Malheureusement le public – ou ce qu’il en reste parce que la musique de Zs comme l’horaire du dernier métro auront eu raison des moins résistants – en redemande et le groupe remontera sur scène pour un dernier titre tout juste passable, ternissant la très bonne impression du concert mais constituant également une très bonne méthode pour dégouter son petit monde et arrêter définitivement de jouer malgré l’épaisseur d’un cachet qui aurait permis à une veuve de guerre bosniaque de nourrir six enfants faméliques pendant la moitié de l’année. Quelques commentaires acerbes – ouais Zs ça se touche bien quand même –, commentaires que justifie sans peine ce dernier titre joué, ne m’empêchent pas de rester sur un petit nuage.
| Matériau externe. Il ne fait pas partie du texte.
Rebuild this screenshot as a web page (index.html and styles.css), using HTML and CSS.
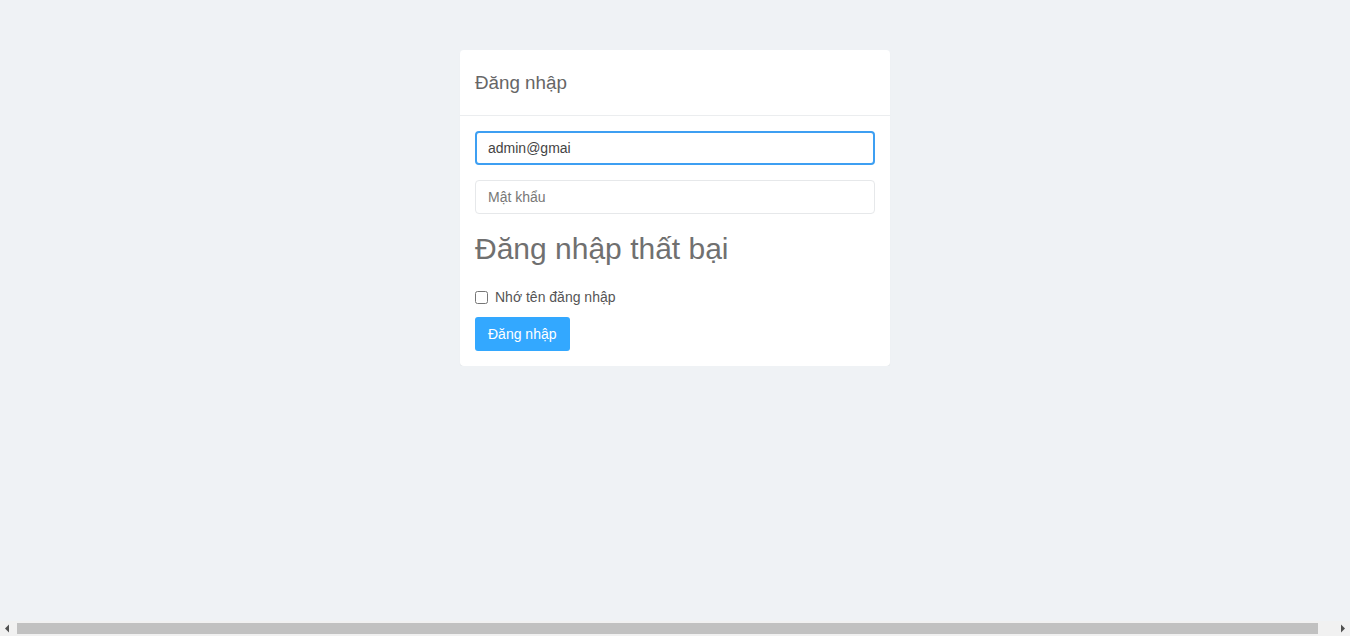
FILE: index.html
```html
<!DOCTYPE html>
<html lang="vi">
<head>
<meta charset="utf-8">
<title>Đăng nhập</title>
<link rel="stylesheet" href="styles.css">
</head>
<body>
<div class="page">
  <div class="card">
    <div class="card-header">Đăng nhập</div>
    <form class="card-body">
      <input class="field field-focus" type="text" value="admin@gmai" autofocus>
      <input class="field" type="password" placeholder="Mật khẩu">
      <h1 class="error">Đăng nhập thất bại</h1>
      <label class="remember"><input type="checkbox" class="check"><span>Nhớ tên đăng nhập</span></label>
      <div class="actions"><button type="button" class="btn">Đăng nhập</button></div>
    </form>
  </div>
</div>
<div class="hscroll" aria-hidden="true">
  <div class="hscroll-btn"><svg width="17" height="15" viewBox="0 0 17 15"><polygon points="5,7.5 9,3.5 9,11.5" fill="#505050"/></svg></div>
  <div class="hscroll-track"><div class="hscroll-thumb"></div></div>
  <div class="hscroll-btn"><svg width="17" height="15" viewBox="0 0 17 15"><polygon points="12,7.5 8,3.5 8,11.5" fill="#505050"/></svg></div>
</div>
</body>
</html>
```

FILE: styles.css
```css
body {
  margin: 0;
  background: #eff2f5;
  font-family: "Liberation Sans", Arial, sans-serif;
  color: #666;
}
.page {
  padding-top: 50px;
  display: flex;
  justify-content: center;
}
.card {
  width: 430px;
  background: #fff;
  border-radius: 4px;
  box-shadow: 0 1px 1px rgba(0, 0, 0, 0.06);
}
.card-header {
  height: 65px;
  display: flex;
  align-items: center;
  padding: 0 15px;
  font-size: 18.8px;
  color: #666;
  border-bottom: 1px solid #ebedef;
}
.card-body {
  padding: 15px;
  display: flex;
  flex-direction: column;
}
.field {
  box-sizing: border-box;
  height: 34px;
  padding: 0 12px;
  border: 1px solid #e6e8ea;
  border-radius: 4px;
  font-family: inherit;
  font-size: 14px;
  color: #555;
  outline: none;
  margin: 0;
}
.field + .field {
  margin-top: 15px;
}
.field::placeholder {
  color: #777;
}
.field-focus {
  border: 2px solid #3d9ff2;
  padding: 0 11px;
  color: #444;
}
.error {
  margin: 18px 0 0;
  font-size: 30px;
  line-height: 33px;
  font-weight: normal;
  color: #707070;
}
.remember {
  margin-top: 22px;
  height: 20px;
  display: flex;
  align-items: center;
  font-size: 14px;
  color: #555;
}
.check {
  width: 13px;
  height: 13px;
  margin: 0 7px 0 0;
}
.actions {
  margin-top: 10px;
  display: flex;
}
.btn {
  height: 34px;
  padding: 0 13px;
  border: none;
  border-radius: 3px;
  background: #33a8ff;
  color: #fff;
  font-family: inherit;
  font-size: 14px;
}
.hscroll {
  position: fixed;
  left: 0;
  right: 0;
  bottom: 0;
  height: 15px;
  display: flex;
  background: #f1f1f1;
}
.hscroll-btn {
  width: 17px;
  height: 15px;
  flex: none;
}
.hscroll-btn svg {
  display: block;
}
.hscroll-track {
  flex: 1;
  padding: 2px 0;
  display: flex;
}
.hscroll-thumb {
  width: 1301px;
  background: #c1c1c1;
}
```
Petit nuage que même Mein Sohn William ne parviendra pas à dissiper. Encore un gentil garçon qui s’affuble d’un couvre-chef ridicule (mais c’est fait exprès) et qui joue au pitre. Il a disposé son synthétiseur, son ampli, une caisse claire et deux micros en cercle : il court de l’un à l’autre comme un zouave, avec sa guitare autour du cou. Bon, je ne vais pas ressortir les mêmes propos bilieux voire haineux que pour Super Fédor, après tout Mein Sohn William leur était nettement supérieur mais une nouvelle fois je trouve toujours les andouilleries festives profondément indigestes même lorsqu’elles se veulent décalées et désaxées. Inutile donc de s’attarder sur une prestation à laquelle je n’entends pas grand-chose, au propre comme au figuré.
Malheureusement pour lui, Mein Sohn William jouait en dernier, en toute fin de programme pour les ivrognes, personne n’était donc obligé de rester pour voir s’il arrivait ou non à supporter les simagrées du garçon en attendant que les groupes d’après jouent à leur tour. Je quitte alors le Grrrrnd Zero sans aucun regret, il est deux heures du matin, pour une fois j’ai même une voiture à disposition et pour une fois également j’en profite pour dépanner un pauvre spectateur également cycliste qui sans ça aurait été obligé de rentrer dans la nuit noire sur son vélo. Une grande victoire sur moi-même. J’en éprouve encore aujourd’hui un certain sentiment finalement assez semblable à de la fierté mal placée. Oui le progrès technique ça rend con.